* START MATERIAL *

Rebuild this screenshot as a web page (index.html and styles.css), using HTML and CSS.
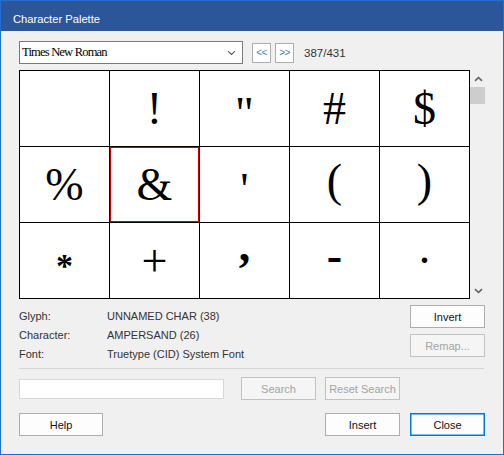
FILE: index.html
```html
<!DOCTYPE html>
<html>
<head>
<meta charset="utf-8">
<link rel="stylesheet" href="styles.css">
</head>
<body>
<div class="window">
  <div class="titlebar">Character Palette</div>
  <div class="content">
    <div class="toolbar">
      <div class="select">
        <span class="select-text">Times New Roman</span>
        <svg class="chev" width="9" height="6" viewBox="0 0 9 6"><path d="M1 1.2 L4.5 4.5 L8 1.2" fill="none" stroke="#555" stroke-width="1.1"/></svg>
      </div>
      <button class="nav">&lt;&lt;</button>
      <button class="nav nav-second">&gt;&gt;</button>
      <span class="count">387/431</span>
    </div>

    <div class="grid-row">
      <div class="grid">
        <div class="cell"></div>
        <div class="cell">!</div>
        <div class="cell g-quote">"</div>
        <div class="cell">#</div>
        <div class="cell">$</div>
        <div class="cell">%</div>
        <div class="cell selected">&amp;</div>
        <div class="cell g-quote">'</div>
        <div class="cell g-paren">(</div>
        <div class="cell g-paren">)</div>
        <div class="cell g-star">*</div>
        <div class="cell">+</div>
        <div class="cell g-comma">,</div>
        <div class="cell g-hyphen">-</div>
        <div class="cell g-period">.</div>
      </div>
      <div class="scrollbar">
        <div class="sb-arrow">
          <svg width="9" height="6" viewBox="0 0 9 6"><path d="M1 4.8 L4.5 1.5 L8 4.8" fill="none" stroke="#606060" stroke-width="1.6"/></svg>
        </div>
        <div class="sb-thumb"></div>
        <div class="sb-track"></div>
        <div class="sb-arrow">
          <svg width="9" height="6" viewBox="0 0 9 6"><path d="M1 1.2 L4.5 4.5 L8 1.2" fill="none" stroke="#606060" stroke-width="1.6"/></svg>
        </div>
      </div>
    </div>

    <div class="info-row">
      <div class="info">
        <div class="info-line"><span class="label">Glyph:</span><span class="value">UNNAMED CHAR (38)</span></div>
        <div class="info-line"><span class="label">Character:</span><span class="value">AMPERSAND (26)</span></div>
        <div class="info-line"><span class="label">Font:</span><span class="value">Truetype (CID) System Font</span></div>
      </div>
      <div class="side-buttons">
        <button class="btn">Invert</button>
        <button class="btn disabled">Remap...</button>
      </div>
    </div>

    <div class="separator"></div>

    <div class="search-row">
      <div class="search-input"></div>
      <button class="btn disabled search-btn">Search</button>
      <button class="btn disabled reset-btn">Reset Search</button>
    </div>

    <div class="bottom-row">
      <button class="btn help-btn">Help</button>
      <div class="bottom-right">
        <button class="btn">Insert</button>
        <button class="btn default">Close</button>
      </div>
    </div>
  </div>
</div>
</body>
</html>
```

FILE: styles.css
```css
* {
  box-sizing: border-box;
}

html, body {
  margin: 0;
  padding: 0;
  background: #f0f0f0;
}

.window {
  width: 504px;
  height: 455px;
  border: 1px solid #1f6fd4;
  background: #f0f0f0;
  font-family: "Liberation Sans", Arial, sans-serif;
  font-size: 11px;
  color: #222;
  display: flex;
  flex-direction: column;
}

.titlebar {
  height: 30px;
  background: #2b579a;
  color: #ffffff;
  padding: 12px 0 0 12px;
  line-height: 13px;
  font-size: 11.2px;
}

.content {
  padding: 10px 18px 0 18px;
  display: flex;
  flex-direction: column;
}

/* toolbar */
.toolbar {
  display: flex;
  align-items: center;
  height: 23px;
}

.select {
  width: 224px;
  height: 23px;
  background: #ffffff;
  border: 1px solid #7a7a7a;
  display: flex;
  align-items: center;
  justify-content: space-between;
  padding: 0 6px 0 2px;
}

.select-text {
  font-family: "Liberation Serif", "Times New Roman", serif;
  font-size: 12.5px;
  color: #000;
  letter-spacing: -0.8px;
}

.chev {
  display: block;
}

.nav {
  width: 19px;
  height: 20px;
  margin: 0 0 0 9px;
  padding: 0;
  border: 1px solid #adadad;
  background: #ffffff;
  font-family: "Liberation Sans", Arial, sans-serif;
  font-size: 10px;
  color: #4a7ab0;
  line-height: 18px;
  letter-spacing: -0.5px;
}

.nav-second {
  margin-left: 4px;
}

.count {
  margin-left: 10px;
  color: #333;
  font-size: 11.5px;
}

/* grid */
.grid-row {
  display: flex;
  margin-top: 6px;
}

.grid {
  display: grid;
  grid-template-columns: repeat(5, 90px);
  grid-template-rows: repeat(3, 76px);
  width: 451px;
  height: 229px;
  border-left: 1px solid #000;
  border-top: 1px solid #000;
  background: #ffffff;
}

.cell {
  border-right: 1px solid #000;
  border-bottom: 1px solid #000;
  display: flex;
  align-items: center;
  justify-content: center;
  font-family: "Liberation Serif", "Times New Roman", serif;
  font-size: 46px;
  line-height: 52px;
  color: #000;
}

.cell.selected {
  box-shadow: inset 0 0 0 1px #d40000;
}

/* per-glyph placement as drawn by the palette's font */
.g-quote {
  padding-top: 10px;
}

.g-paren {
  padding-bottom: 8px;
}

.g-star {
  font-size: 34px;
  line-height: 38px;
  font-weight: bold;
  padding-top: 10px;
}

.g-comma {
  padding-bottom: 30px;
  line-height: 30px;
  font-weight: bold;
}

.g-hyphen {
  font-weight: bold;
  padding-bottom: 10px;
  line-height: 40px;
}

.g-period {
  padding-bottom: 26px;
  line-height: 30px;
}

.scrollbar {
  width: 15px;
  height: 229px;
  display: flex;
  flex-direction: column;
}

.sb-arrow {
  height: 17px;
  display: flex;
  align-items: center;
  justify-content: center;
  padding-left: 1px;
}

.sb-thumb {
  height: 17px;
  background: #cdcdcd;
}

.sb-track {
  flex: 1;
}

/* info */
.info-row {
  display: flex;
  margin-top: 6px;
  height: 52px;
}

.info {
  flex: 1;
  padding-top: 2px;
}

.info-line {
  display: flex;
  line-height: 19px;
  color: #333;
}

.label {
  width: 88px;
}

.side-buttons {
  display: flex;
  flex-direction: column;
  gap: 6px;
}

.btn {
  width: 75px;
  height: 23px;
  padding: 0;
  margin: 0;
  border: 1px solid #adadad;
  background: #fdfdfd;
  font-family: "Liberation Sans", Arial, sans-serif;
  font-size: 11px;
  color: #111;
}

.btn.disabled {
  border-color: #c2c2c2;
  background: #f5f5f5;
  color: #a3a3a3;
}

.btn.default {
  border: 1px solid #0078d7;
  box-shadow: inset 0 0 0 0.5px #0078d7;
}

.separator {
  margin-top: 11px;
  margin-right: 1px;
  height: 1px;
  background: #d5d5d5;
}

.search-row {
  display: flex;
  align-items: center;
  margin-top: 8px;
  height: 23px;
}

.search-input {
  width: 205px;
  height: 20px;
  background: #ffffff;
  border: 1px solid #d7d7d7;
}

.search-btn {
  margin-left: 17px;
}

.reset-btn {
  margin-left: 9px;
}

.bottom-row {
  display: flex;
  justify-content: space-between;
  margin-top: 13px;
}

.help-btn {
  width: 84px;
}

.bottom-right {
  display: flex;
  gap: 10px;
}
```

* END MATERIAL *

SET PROBLEM
Your answer should be one number: how many lines of the listing include the word "index".

OUTPUT OF THE EXERCISE
2